WRITTEN INSTRUCTION :: Report how many lines contain "this", with no other words.

AVAILABLE RECORDS ::
--- START ---

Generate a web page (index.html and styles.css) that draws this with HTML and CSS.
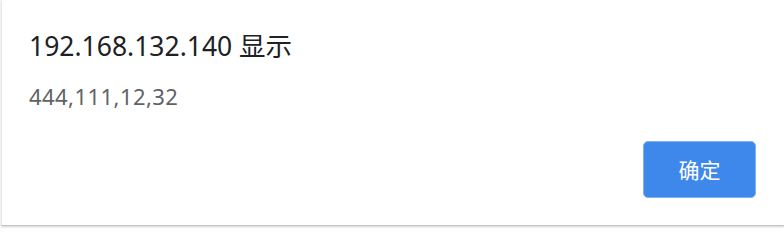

--- END ---
--- START ---

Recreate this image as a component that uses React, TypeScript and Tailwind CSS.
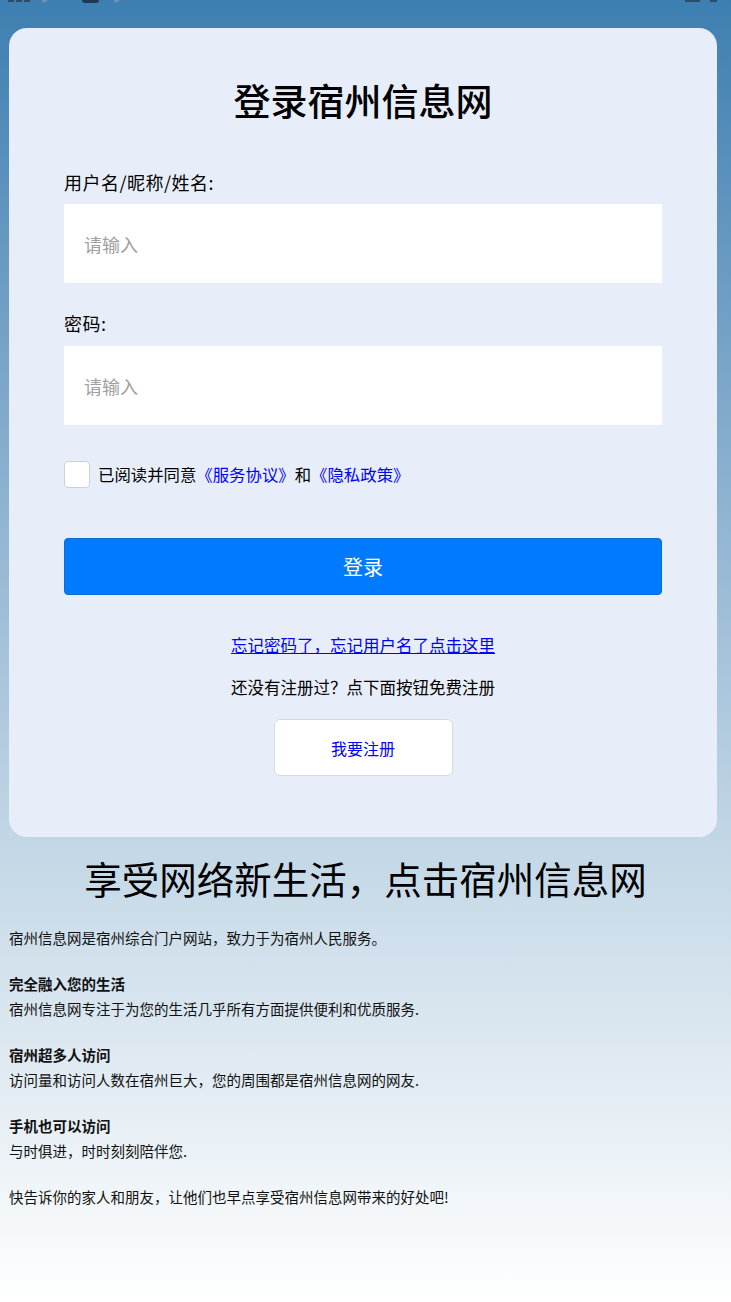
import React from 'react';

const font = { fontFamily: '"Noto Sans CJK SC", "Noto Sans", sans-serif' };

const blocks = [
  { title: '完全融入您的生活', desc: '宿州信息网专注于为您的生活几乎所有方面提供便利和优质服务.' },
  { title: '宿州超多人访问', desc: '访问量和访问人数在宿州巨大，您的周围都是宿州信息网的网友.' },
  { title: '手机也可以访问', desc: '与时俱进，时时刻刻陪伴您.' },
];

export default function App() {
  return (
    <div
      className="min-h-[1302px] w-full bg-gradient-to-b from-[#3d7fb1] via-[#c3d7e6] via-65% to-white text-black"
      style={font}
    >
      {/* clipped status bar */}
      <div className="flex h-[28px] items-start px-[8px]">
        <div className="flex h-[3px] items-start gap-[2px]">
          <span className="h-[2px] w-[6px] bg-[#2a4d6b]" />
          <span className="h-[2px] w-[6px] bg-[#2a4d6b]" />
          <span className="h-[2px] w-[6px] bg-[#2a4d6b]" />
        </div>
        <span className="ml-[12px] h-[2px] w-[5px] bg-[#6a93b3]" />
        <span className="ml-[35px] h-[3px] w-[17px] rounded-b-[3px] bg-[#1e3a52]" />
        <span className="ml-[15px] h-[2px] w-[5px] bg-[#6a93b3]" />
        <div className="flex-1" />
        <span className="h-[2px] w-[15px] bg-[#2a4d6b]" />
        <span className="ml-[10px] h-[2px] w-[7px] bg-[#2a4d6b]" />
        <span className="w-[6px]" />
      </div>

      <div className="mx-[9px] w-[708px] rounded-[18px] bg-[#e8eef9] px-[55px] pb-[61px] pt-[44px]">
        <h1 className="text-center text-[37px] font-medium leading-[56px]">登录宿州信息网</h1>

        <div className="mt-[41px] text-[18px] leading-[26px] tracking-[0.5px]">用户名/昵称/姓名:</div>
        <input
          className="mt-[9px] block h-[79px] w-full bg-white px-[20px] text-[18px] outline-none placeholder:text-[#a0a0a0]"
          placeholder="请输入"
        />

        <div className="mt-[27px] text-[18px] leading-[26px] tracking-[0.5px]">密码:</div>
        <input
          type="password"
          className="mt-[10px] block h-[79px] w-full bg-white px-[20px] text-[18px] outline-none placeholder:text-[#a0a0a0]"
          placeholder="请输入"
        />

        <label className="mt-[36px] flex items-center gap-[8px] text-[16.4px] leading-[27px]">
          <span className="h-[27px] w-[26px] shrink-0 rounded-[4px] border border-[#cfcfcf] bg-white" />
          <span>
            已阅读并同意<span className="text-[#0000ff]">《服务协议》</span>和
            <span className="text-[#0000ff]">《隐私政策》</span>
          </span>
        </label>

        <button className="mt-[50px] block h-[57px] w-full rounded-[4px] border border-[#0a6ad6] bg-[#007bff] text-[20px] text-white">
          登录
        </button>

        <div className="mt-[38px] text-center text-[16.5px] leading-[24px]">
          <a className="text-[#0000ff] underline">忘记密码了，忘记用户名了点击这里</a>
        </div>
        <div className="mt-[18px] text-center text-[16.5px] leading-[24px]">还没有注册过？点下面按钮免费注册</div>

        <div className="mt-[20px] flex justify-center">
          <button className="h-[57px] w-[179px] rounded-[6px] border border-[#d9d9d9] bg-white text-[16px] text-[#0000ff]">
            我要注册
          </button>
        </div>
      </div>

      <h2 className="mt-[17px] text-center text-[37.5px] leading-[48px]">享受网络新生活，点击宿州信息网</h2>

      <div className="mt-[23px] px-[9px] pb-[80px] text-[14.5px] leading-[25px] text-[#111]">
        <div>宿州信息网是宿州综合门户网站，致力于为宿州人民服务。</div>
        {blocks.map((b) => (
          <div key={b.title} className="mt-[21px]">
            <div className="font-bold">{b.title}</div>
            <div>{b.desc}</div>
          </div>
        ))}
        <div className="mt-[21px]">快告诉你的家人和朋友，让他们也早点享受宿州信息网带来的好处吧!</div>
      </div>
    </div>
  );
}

--- END ---

FINISHED EXERCISE :: 2